Detailed Narrative
Robust Q4 FY26 Financial Performance
Bajaj Finance reported a strong Q4 FY26, with Assets Under Management (AUM) growing 22.4% year-on-year to reach INR 510,000 crores, surpassing the INR 5 lakh crore milestone. Profit After Tax (PAT) for the quarter increased by 26.7% year-on-year. The company booked 12.9 million loans and added 3.93 million new customers, expanding its total customer franchise to 119.3 million as of March FY26.
Asset Quality and Provisioning Strategy
The company maintained healthy asset quality with a Gross Non-Performing Asset (GNPA) ratio of 1.01% and a Net Non-Performing Asset (NNPA) ratio of 41 basis points. The provision coverage ratio improved to 60% from 54% in the prior year. An additional ECL provision of INR 142 crores was made, and the loan loss to average AR, under a revised reporting methodology, stood at 1.65%, which is expected to trend down in FY27.
Accelerated AI Transformation (FinAl)
Bajaj Finance is aggressively pursuing its FinAl transformation, with 203 dedicated AI personnel, projected to expand to 363 by June '27. This initiative aims to integrate AI across all aspects of the business, including customer engagement, sales, service, and operations. Key milestones include 100% AI BOT interface for customer engagement and AI BOT integration into all communications by June '26, expected to drive significant efficiency gains and enhance customer experience.
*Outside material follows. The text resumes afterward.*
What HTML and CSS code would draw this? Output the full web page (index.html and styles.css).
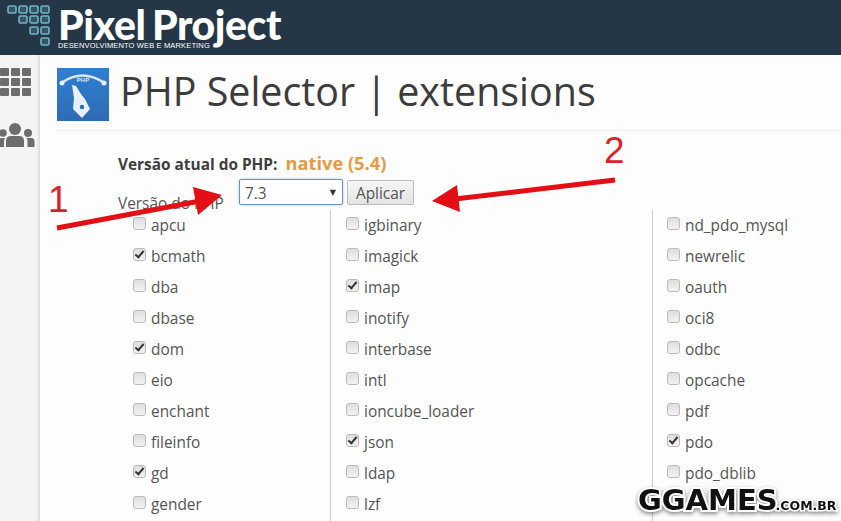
FILE: index.html
```html
<!DOCTYPE html>
<html lang="pt-BR">
<head>
  <meta charset="UTF-8">
  <title>PHP Selector | extensions</title>
  <link rel="stylesheet" href="styles.css">
</head>
<body>
  <header class="topbar">
    <svg class="logo-mark" width="56" height="50" viewBox="0 0 56 50">
      <g fill="#6fa9bb" fill-opacity="0.25" stroke="#6fb4c8" stroke-width="1.6">
        <rect x="8" y="7" width="8" height="7" rx="1.5"/>
        <rect x="19" y="7" width="8" height="7" rx="1.5"/>
        <rect x="30" y="7" width="8" height="7" rx="1.5"/>
        <rect x="41" y="7" width="8" height="7" rx="1.5"/>
        <rect x="19" y="17" width="8" height="7" rx="1.5"/>
        <rect x="30" y="17" width="8" height="7" rx="1.5"/>
        <rect x="41" y="17" width="8" height="7" rx="1.5"/>
        <rect x="30" y="28" width="8" height="7" rx="1.5"/>
        <rect x="41" y="28" width="8" height="7" rx="1.5"/>
        <rect x="41" y="39" width="8" height="7" rx="1.5"/>
      </g>
    </svg>
    <div class="logo-text">
      <div class="logo-name">Pixel Project</div>
      <div class="logo-sub">DESENVOLVIMENTO WEB E MARKETING</div>
    </div>
  </header>

  <div class="layout">
    <nav class="sidebar">
      <svg width="32" height="28" viewBox="0 0 32 28">
        <g fill="#6d6d6d">
          <rect x="0" y="0" width="9" height="8" rx="1"/>
          <rect x="11" y="0" width="9" height="8" rx="1"/>
          <rect x="22" y="0" width="9" height="8" rx="1"/>
          <rect x="0" y="10" width="9" height="8" rx="1"/>
          <rect x="11" y="10" width="9" height="8" rx="1"/>
          <rect x="22" y="10" width="9" height="8" rx="1"/>
          <rect x="0" y="20" width="9" height="8" rx="1"/>
          <rect x="11" y="20" width="9" height="8" rx="1"/>
          <rect x="22" y="20" width="9" height="8" rx="1"/>
        </g>
      </svg>
      <svg class="users-icon" width="36" height="24" viewBox="0 0 36 24">
        <g fill="#6d6d6d">
          <circle cx="15" cy="6" r="6"/>
          <path d="M6 24 v-6 q0 -5 5 -5 h8 q5 0 5 5 v6 z"/>
          <circle cx="3" cy="10" r="3.800"/>
          <path d="M-2 24 v-5 q0 -4 3 -4 h4 q-1 1 -1 4 v5 z"/>
          <circle cx="28" cy="10" r="4"/>
          <path d="M34.500 24 v-5 q0 -4 -3 -4 h-5 q1 1 1 4 v5 z"/>
        </g>
      </svg>
    </nav>

    <main class="content">
      <div class="title-row">
        <svg class="php-icon" width="52" height="53" viewBox="0 0 52 53">
          <defs>
            <linearGradient id="phpBlue" x1="0" y1="0" x2="0" y2="1">
              <stop offset="0" stop-color="#2f7fd0"/>
              <stop offset="1" stop-color="#2e6cb4"/>
            </linearGradient>
          </defs>
          <rect width="52" height="53" fill="url(#phpBlue)"/>
          <path d="M6 14 Q25 1 46 14" fill="none" stroke="#dce8f4" stroke-width="2.500"/>
          <circle cx="5" cy="15" r="2.500" fill="#e8f0f8"/>
          <circle cx="47" cy="15" r="2.500" fill="#e8f0f8"/>
          <path d="M15 17 L19 18 L24 26 L28 31 L33 41 L25 50 L16 41 L17 30 Z" fill="#e8f0f8"/>
          <circle cx="25" cy="39" r="2.200" fill="#2e6cb4"/>
          <text class="php-icon-text" x="26" y="14">PHP</text>
        </svg>
        <h1>PHP Selector | extensions</h1>
      </div>

      <form class="selector-form">
        <div class="current">
          <span class="current-label">Versão atual do PHP:</span>
          <span class="current-value">native (5.4)</span>
        </div>
        <div class="version-row">
          <label class="version-label">Versão do PHP</label>
          <div class="fake-select">7.3<span class="caret">▼</span></div>
          <button type="button" class="apply">Aplicar</button>
        </div>

        <div class="columns">
          <div class="col col-first">
            <label class="ext"><span class="box"></span>apcu</label>
            <label class="ext"><span class="box on"></span>bcmath</label>
            <label class="ext"><span class="box"></span>dba</label>
            <label class="ext"><span class="box"></span>dbase</label>
            <label class="ext"><span class="box on"></span>dom</label>
            <label class="ext"><span class="box"></span>eio</label>
            <label class="ext"><span class="box"></span>enchant</label>
            <label class="ext"><span class="box"></span>fileinfo</label>
            <label class="ext"><span class="box on"></span>gd</label>
            <label class="ext"><span class="box"></span>gender</label>
          </div>
          <div class="col col-second">
            <label class="ext"><span class="box"></span>igbinary</label>
            <label class="ext"><span class="box"></span>imagick</label>
            <label class="ext"><span class="box on"></span>imap</label>
            <label class="ext"><span class="box"></span>inotify</label>
            <label class="ext"><span class="box"></span>interbase</label>
            <label class="ext"><span class="box"></span>intl</label>
            <label class="ext"><span class="box"></span>ioncube_loader</label>
            <label class="ext"><span class="box on"></span>json</label>
            <label class="ext"><span class="box"></span>ldap</label>
            <label class="ext"><span class="box"></span>lzf</label>
          </div>
          <div class="col col-third">
            <label class="ext"><span class="box"></span>nd_pdo_mysql</label>
            <label class="ext"><span class="box"></span>newrelic</label>
            <label class="ext"><span class="box"></span>oauth</label>
            <label class="ext"><span class="box"></span>oci8</label>
            <label class="ext"><span class="box"></span>odbc</label>
            <label class="ext"><span class="box"></span>opcache</label>
            <label class="ext"><span class="box"></span>pdf</label>
            <label class="ext"><span class="box on"></span>pdo</label>
            <label class="ext"><span class="box"></span>pdo_dblib</label>
          </div>
        </div>
      </form>
    </main>
  </div>

  <!-- anotacoes em cima do print -->
  <div class="note note-one">1</div>
  <div class="note note-two">2</div>
  <svg class="arrows" width="841" height="521" viewBox="0 0 841 521">
    <path d="M57 228 L200 201" stroke="#e30f14" stroke-width="5" fill="none"/>
    <path d="M193 187 L222 195 L198 215 Z" fill="#e30f14"/>
    <path d="M615 180 L455 199" stroke="#e30f14" stroke-width="5" fill="none"/>
    <path d="M432 201 L457 185 L460 212 Z" fill="#e30f14"/>
  </svg>

  <div class="watermark"><span class="wm-big">GGAMES</span><span class="wm-small">.COM.BR</span></div>
</body>
</html>
```

FILE: styles.css
```css
html, body {
  margin: 0;
  padding: 0;
}

body {
  width: 841px;
  height: 521px;
  overflow: hidden;
  position: relative;
  background: #fdfdfd;
  font-family: "Open Sans", sans-serif;
  color: #555;
}

.topbar {
  height: 55px;
  background: #253747;
  display: flex;
  align-items: flex-start;
}

.logo-mark {
  flex: none;
  margin-top: -1px;
}

.logo-text {
  margin-left: 2px;
  color: #fff;
}

.logo-name {
  font-family: "Lato", sans-serif;
  font-weight: 900;
  font-size: 41px;
  line-height: 49px;
  letter-spacing: -0.4px;
  word-spacing: -3px;
  white-space: nowrap;
}

.logo-sub {
  font-family: "Liberation Sans", sans-serif;
  font-size: 7.5px;
  line-height: 8px;
  margin-top: -7px;
  letter-spacing: 0.15px;
  white-space: nowrap;
}

.layout {
  display: flex;
  height: 466px;
}

.sidebar {
  width: 39px;
  flex: none;
  background: #f4f4f4;
  border-right: 1px solid #ddd;
  box-shadow: inset -3px 0 3px -2px #e2e2e2;
  overflow: hidden;
  padding-top: 13px;
}

.sidebar svg {
  display: block;
}

.sidebar .users-icon {
  margin-top: 27px;
}

.content {
  flex: 1;
  min-width: 0;
}

.title-row {
  display: flex;
  align-items: flex-start;
  height: 76px;
  margin-left: 17px;
  padding-top: 13px;
  box-sizing: border-box;
  border-bottom: 1px solid #eee;
}

.php-icon {
  flex: none;
}

.php-icon-text {
  font-family: "Liberation Sans", sans-serif;
  font-size: 6px;
  font-weight: 700;
  fill: #dfe9f4;
  text-anchor: middle;
}

h1 {
  margin: -2px 0 0 11px;
  font-size: 39.400px;
  line-height: 50px;
  font-weight: 400;
  color: #3c3c3c;
}

.selector-form {
  padding-top: 22px;
}

.current {
  margin-left: 78px;
  height: 22px;
  display: flex;
  align-items: center;
}

.current-label {
  font-size: 15.400px;
  font-weight: 700;
  color: #3e3e3e;
}

.current-value {
  margin-left: 8px;
  margin-top: -4px;
  font-size: 18.300px;
  font-weight: 700;
  color: #e79a45;
}

.version-row {
  display: flex;
  align-items: flex-start;
  margin-left: 78px;
  margin-top: 5px;
  height: 37px;
}

.version-label {
  width: 121px;
  flex: none;
  padding-top: 14px;
  font-size: 15.400px;
  line-height: 20px;
  white-space: nowrap;
}

.fake-select {
  width: 104px;
  height: 26px;
  margin-top: -1px;
  box-sizing: border-box;
  border: 1px solid #6f93b4;
  border-radius: 2px;
  box-shadow: 0 0 3px #a9c6dd;
  background: #fff;
  padding: 4px 0 0 5px;
  font-size: 15.400px;
  line-height: 20px;
  position: relative;
}

.caret {
  position: absolute;
  right: 6px;
  top: 0;
  font-family: "DejaVu Sans", sans-serif;
  font-size: 8px;
  line-height: 26px;
  color: #333;
}

.apply {
  width: 67px;
  height: 25px;
  margin-left: 4px;
  padding: 3px 0 0;
  border: 1px solid #bbb;
  border-radius: 2px;
  background: linear-gradient(#f6f6f6, #e4e4e4);
  font-family: "Open Sans", sans-serif;
  font-size: 15.400px;
  line-height: 20px;
  color: #555;
}

.columns {
  display: flex;
  margin-top: -7px;
}

.col {
  flex: none;
  height: 320px;
  box-sizing: border-box;
}

.col-first {
  width: 291px;
  padding-left: 93px;
  border-right: 1px solid #ccc;
}

.col-second {
  width: 322px;
  padding-left: 15px;
  border-right: 1px solid #ccc;
}

.col-third {
  padding-left: 14px;
}

.ext {
  display: flex;
  align-items: center;
  height: 31px;
  font-size: 15.400px;
  color: #555;
}

.box {
  width: 13px;
  height: 13px;
  flex: none;
  margin-top: -4px;
  margin-right: 5px;
  border: 1px solid #bbb;
  border-radius: 3px;
  box-sizing: border-box;
  background: linear-gradient(#dedede, #f2f2f2);
  position: relative;
}

.box.on::after {
  content: "";
  position: absolute;
  left: 3px;
  top: 0;
  width: 3px;
  height: 7px;
  border: solid #333;
  border-width: 0 2px 2px 0;
  transform: rotate(40deg);
}

.note {
  position: absolute;
  font-family: "Liberation Sans", sans-serif;
  font-size: 37px;
  line-height: 40px;
  color: #d8232a;
}

.note-one {
  left: 48px;
  top: 180px;
}

.note-two {
  left: 604px;
  top: 131px;
}

.arrows {
  position: absolute;
  left: 0;
  top: 0;
}

.watermark {
  position: absolute;
  left: 638px;
  top: 481px;
  display: flex;
  align-items: baseline;
  font-family: "DejaVu Sans", sans-serif;
  font-weight: 700;
  color: #111;
  paint-order: stroke fill;
  -webkit-text-stroke: 4px #fff;
  filter: drop-shadow(0 2px 2px rgba(0, 0, 0, 0.45));
}

.wm-big {
  font-size: 29px;
  line-height: 38px;
}

.wm-small {
  margin-left: -2px;
  font-size: 12.500px;
  -webkit-text-stroke: 3px #fff;
}
```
Segmental Growth and Outlook
The gold loan portfolio demonstrated exceptional growth of 115% in FY26, now contributing 3.5% to the overall AUM, with expectations to exceed 5% by FY27. The MSME segment, which grew a muted 6% in FY26 due to proactive risk actions, is anticipated to return to double-digit growth between Q2 and Q3 of FY27. The captive 2-wheeler and 3-wheeler business, currently less than 1% of AUM, is expected to wind down to under INR 1,500 crores by September '26, which will further improve asset quality.
FY27 Guidance and Strategic Vision
For FY27, the company guides for 20-24% AUM growth and 15-17 million new customer additions, contingent on stable geopolitical and macroeconomic conditions. Marginal NIM moderation is expected, while Opex to NTI is projected to improve by 25-40 basis points. The company aims for an ROA of 4.4-4.6% and an ROE of 19-20%, with credit costs expected to trend down to 145-160 bps. The long-term ambition is to grow at twice the system rate to become a top 5-6 financial services lender in India within 5-7 years.
Shareholder Returns and Operational Efficiency
The Board recommended a final dividend of INR 6 per equity share for FY26, consistent with previous years. Operational efficiency saw an improvement in Opex to NTI by 10 basis points year-on-year (using the old metric), reaching 33.2%. The cost of funds improved by 4 basis points in Q4 to 7.41%, and the deposit book grew to INR 68,533 crores, contributing 16% to consolidated borrowings.